In the years that I worked for Compaq Computer Company I traveled several times to their production offices in Munich Germany. On one particular visit in 1992 I was teaching classes during the day and seeing the sites at night. It was fortunate that I was in Munich during October, because I could participate in the Oktoberfest celebrations. Compaq gave each employee a voucher for a chicken dinner along with drinks. And what a place to get drinks—for Munich happens to be the capital of beer brewing in Europe. The celebration was in a large tent with hundreds of people enjoying the music, food and drinks—the latter two being all held on one extended arm of the happy waitresses. It so happens that Germans love the Beatles songs, so after no more than a couple of beers I found myself standing on the tables with everyone else singing and bouncing to OObladee OOblada.

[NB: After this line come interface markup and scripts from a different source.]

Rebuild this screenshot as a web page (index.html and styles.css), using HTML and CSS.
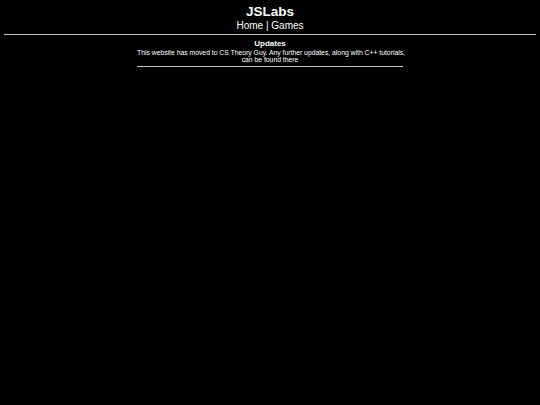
FILE: index.html
```html
<!DOCTYPE html>
<html lang="en">
<head>
  <meta charset="UTF-8">
  <title>JSLabs</title>
  <link rel="stylesheet" href="styles.css">
</head>
<body>
<header class="top">
  <h1>JSLabs</h1>
  <nav class="nav">Home | Games</nav>
</header>
<hr class="rule">

<section class="updates">
  <h3>Updates</h3>
  <p>This website has moved to CS Theory Guy. Any further updates, along with C++ tutorials,<br>can be found there</p>
  <hr class="rule">
</section>
</body>
</html>
```

FILE: styles.css
```css
body {
  margin: 0;
  padding: 4px 4px;
  background: #000000;
  color: #ffffff;
  font-family: 'Liberation Sans', Arial, sans-serif;
  text-align: center;
}

.top h1 {
  margin: 0;
  font-size: 13.5px;
  line-height: 16px;
}

.nav {
  font-size: 10px;
  line-height: 12px;
}

.rule {
  margin: 2px 0 0;
  border: 0;
  border-top: 1px solid #c8c8c8;
}

.updates {
  width: 266px;
  margin: 3px auto 0;
}

.updates .rule {
  margin-top: 3px;
}

.updates h3 {
  margin: 0;
  font-size: 8px;
  line-height: 11px;
}

.updates p {
  margin: 0;
  font-size: 6.8px;
  line-height: 7px;
  white-space: nowrap;
}
```
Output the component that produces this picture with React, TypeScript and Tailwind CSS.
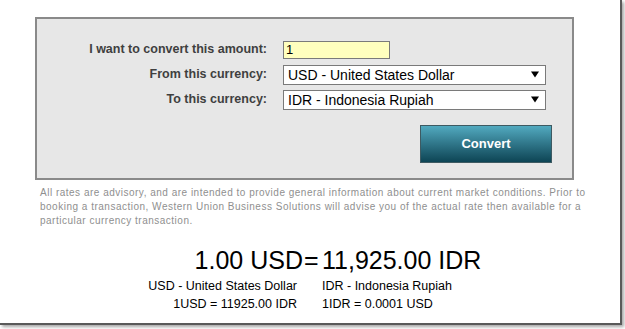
import React from "react";

const font = { fontFamily: '"Liberation Sans", Arial, sans-serif' };

function Caret() {
  return (
    <svg width="8" height="7" viewBox="0 0 8 7" className="block">
      <path d="M0 0.5 L8 0.5 L4 6.5 Z" fill="#000" />
    </svg>
  );
}

function SelectBox({ value }: { value: string }) {
  return (
    <div className="flex h-[20px] w-[263px] items-center justify-between border border-[#7a7a7a] bg-white pl-[4px] pr-[6px] text-[14px] leading-none text-black">
      <span>{value}</span>
      <Caret />
    </div>
  );
}

export default function App() {
  return (
    <div className="h-[329px] w-[625px] overflow-hidden bg-white" style={font}>
      <div className="h-[325px] w-[622px] border-b-2 border-r-2 border-[#5a5a5a] bg-white shadow-[2px_2px_3px_rgba(0,0,0,0.35)]">
        <div className="flex flex-col pt-[17px]">
          {/* Form panel */}
          <div className="ml-[35px] h-[163px] w-[539px] border-2 border-[#8a8a8a] bg-[#e7e7e7]">
            <div className="grid grid-cols-[230px_auto] gap-x-[16px] pt-[18px]">
              <div className="flex h-[25px] items-center justify-end text-[12.5px] font-bold text-[#3f3f3f]">
                I want to convert this amount:
              </div>
              <div className="flex h-[25px] items-center">
                <div className="flex h-[18px] w-[107px] items-center border border-[#7a7a7a] bg-[#ffffbe] pl-[2px] text-[13px] leading-none text-black">
                  1
                </div>
              </div>
              <div className="flex h-[25px] items-center justify-end text-[12.5px] font-bold text-[#3f3f3f]">
                From this currency:
              </div>
              <div className="flex h-[25px] items-center">
                <SelectBox value="USD - United States Dollar" />
              </div>
              <div className="flex h-[25px] items-center justify-end text-[12.5px] font-bold text-[#3f3f3f]">
                To this currency:
              </div>
              <div className="flex h-[25px] items-center">
                <SelectBox value="IDR - Indonesia Rupiah" />
              </div>
            </div>
            <div className="mt-[13px] flex justify-end pr-[20px]">
              <button className="flex h-[38px] w-[132px] items-center justify-center border border-[#3e5a62] bg-gradient-to-b from-[#52aac0] to-[#0d4555] text-[13px] font-bold text-white">
                Convert
              </button>
            </div>
          </div>

          {/* Disclaimer */}
          <div className="ml-[40px] mt-[6px] whitespace-nowrap text-[10px] leading-[14px] tracking-[0.5px] text-[#8f8f8f]">
            All rates are advisory, and are intended to provide general information about current market conditions. Prior to
            <br />
            booking a transaction, Western Union Business Solutions will advise you of the actual rate then available for a
            <br />
            particular currency transaction.
          </div>

          {/* Result */}
          <div className="mt-[18px] flex h-[28px] items-center text-[25px] leading-[28px] text-black">
            <div className="w-[303px] text-right">1.00 USD</div>
            <div className="w-[19px] pl-[1px]">=</div>
            <div>11,925.00 IDR</div>
          </div>
          <div className="mt-[3px] grid grid-cols-[297px_auto] gap-x-[25px] text-[12.5px] leading-[18px] text-black">
            <div className="text-right">USD - United States Dollar</div>
            <div>IDR - Indonesia Rupiah</div>
            <div className="text-right">1USD = 11925.00 IDR</div>
            <div>1IDR = 0.0001 USD</div>
          </div>
        </div>
      </div>
    </div>
  );
}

After a few hours of this frivolity, I decided it was time to go back to my hotel. But the Oktoberfest tent and parkwas located in a somewhat suburban area, and the challenge was, in my somewhat handicapped state, to find the subway and catch a train. I am sure I circled the festival park by foot at least three times trying to find the road to the subway, and promising I would never do this ever again. I finally made it to the hotel and woke up the next morning with a heavy head. A quart of water and two-mile jog prepared me for the workday ahead. I look back at this experience as rather foolish but at the same time a fond memory I won’t forget.